**TASK STATEMENT**
Extract the full listing verbatim and drop any pictures from your copy.

**INFORMATION SHOWN**
::::::::::

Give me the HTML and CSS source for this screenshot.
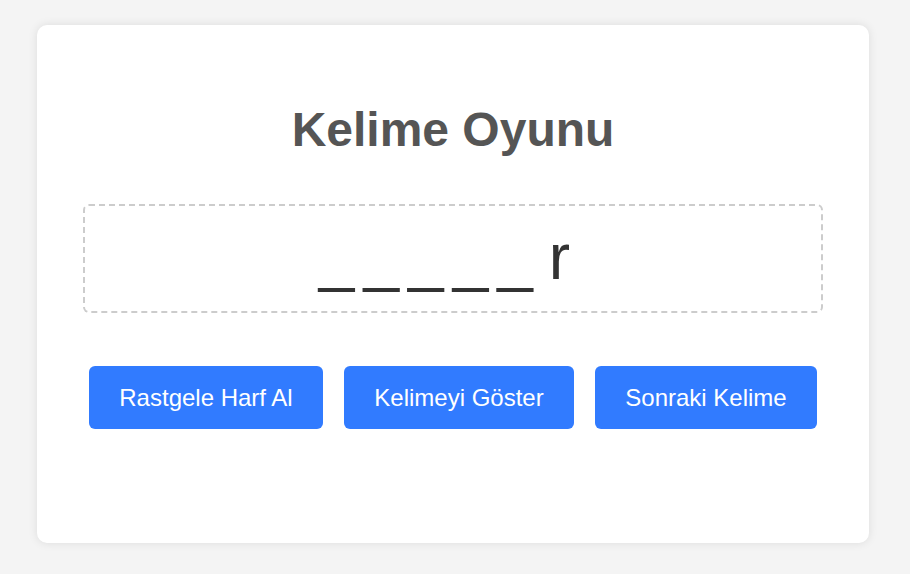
FILE: index.html
```html
<!DOCTYPE html>
<html lang="tr">
<head>
<meta charset="utf-8">
<title>Kelime Oyunu</title>
<link rel="stylesheet" href="styles.css">
</head>
<body>
<div class="card">
  <h1 class="title">Kelime Oyunu</h1>
  <div class="word">_____<span class="letter">r</span></div>
  <div class="actions">
    <button class="btn btn-1">Rastgele Harf Al</button>
    <button class="btn btn-2">Kelimeyi Göster</button>
    <button class="btn btn-3">Sonraki Kelime</button>
  </div>
</div>
</body>
</html>
```
FILE: styles.css
```css
html, body {
  margin: 0;
  padding: 0;
}
body {
  background: #f4f4f4;
  font-family: "Liberation Sans", Arial, sans-serif;
  padding: 25px 0 0 37px;
  height: 574px;
  box-sizing: border-box;
}
.card {
  box-sizing: border-box;
  width: 832px;
  height: 518px;
  background: #fff;
  border-radius: 10px;
  box-shadow: 0 0 10px rgba(0, 0, 0, 0.1);
  padding: 78px 46px 0 46px;
  display: flex;
  flex-direction: column;
  align-items: stretch;
}
.title {
  margin: 0;
  font-size: 48px;
  font-weight: bold;
  color: #555;
  text-align: center;
  line-height: 54px;
}
.word {
  margin-top: 47px;
  height: 109px;
  box-sizing: border-box;
  border: 2px dashed #ccc;
  border-radius: 6px;
  padding: 15px 8px 0 0;
  font-size: 64px;
  line-height: 72px;
  color: #333;
  text-align: center;
  letter-spacing: 9px;
}
.letter {
  margin-left: 7px;
}
.actions {
  margin-top: 53px;
  display: flex;
  justify-content: center;
  gap: 21px;
}
.btn {
  height: 63px;
  box-sizing: border-box;
  border: none;
  border-radius: 6px;
  background: #317bff;
  color: #fff;
  font-family: "Liberation Sans", Arial, sans-serif;
  font-size: 24px;
  padding: 0;
}
.btn-1 { width: 234px; }
.btn-2 { width: 230px; }
.btn-3 { width: 222px; }
```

::::::::::

**FULL OUTPUT**
Give me the HTML and CSS source for this screenshot.
FILE: index.html
```html
<!DOCTYPE html>
<html lang="tr">
<head>
<meta charset="utf-8">
<title>Kelime Oyunu</title>
<link rel="stylesheet" href="styles.css">
</head>
<body>
<div class="card">
  <h1 class="title">Kelime Oyunu</h1>
  <div class="word">_____<span class="letter">r</span></div>
  <div class="actions">
    <button class="btn btn-1">Rastgele Harf Al</button>
    <button class="btn btn-2">Kelimeyi Göster</button>
    <button class="btn btn-3">Sonraki Kelime</button>
  </div>
</div>
</body>
</html>
```
FILE: styles.css
```css
html, body {
  margin: 0;
  padding: 0;
}
body {
  background: #f4f4f4;
  font-family: "Liberation Sans", Arial, sans-serif;
  padding: 25px 0 0 37px;
  height: 574px;
  box-sizing: border-box;
}
.card {
  box-sizing: border-box;
  width: 832px;
  height: 518px;
  background: #fff;
  border-radius: 10px;
  box-shadow: 0 0 10px rgba(0, 0, 0, 0.1);
  padding: 78px 46px 0 46px;
  display: flex;
  flex-direction: column;
  align-items: stretch;
}
.title {
  margin: 0;
  font-size: 48px;
  font-weight: bold;
  color: #555;
  text-align: center;
  line-height: 54px;
}
.word {
  margin-top: 47px;
  height: 109px;
  box-sizing: border-box;
  border: 2px dashed #ccc;
  border-radius: 6px;
  padding: 15px 8px 0 0;
  font-size: 64px;
  line-height: 72px;
  color: #333;
  text-align: center;
  letter-spacing: 9px;
}
.letter {
  margin-left: 7px;
}
.actions {
  margin-top: 53px;
  display: flex;
  justify-content: center;
  gap: 21px;
}
.btn {
  height: 63px;
  box-sizing: border-box;
  border: none;
  border-radius: 6px;
  background: #317bff;
  color: #fff;
  font-family: "Liberation Sans", Arial, sans-serif;
  font-size: 24px;
  padding: 0;
}
.btn-1 { width: 234px; }
.btn-2 { width: 230px; }
.btn-3 { width: 222px; }
```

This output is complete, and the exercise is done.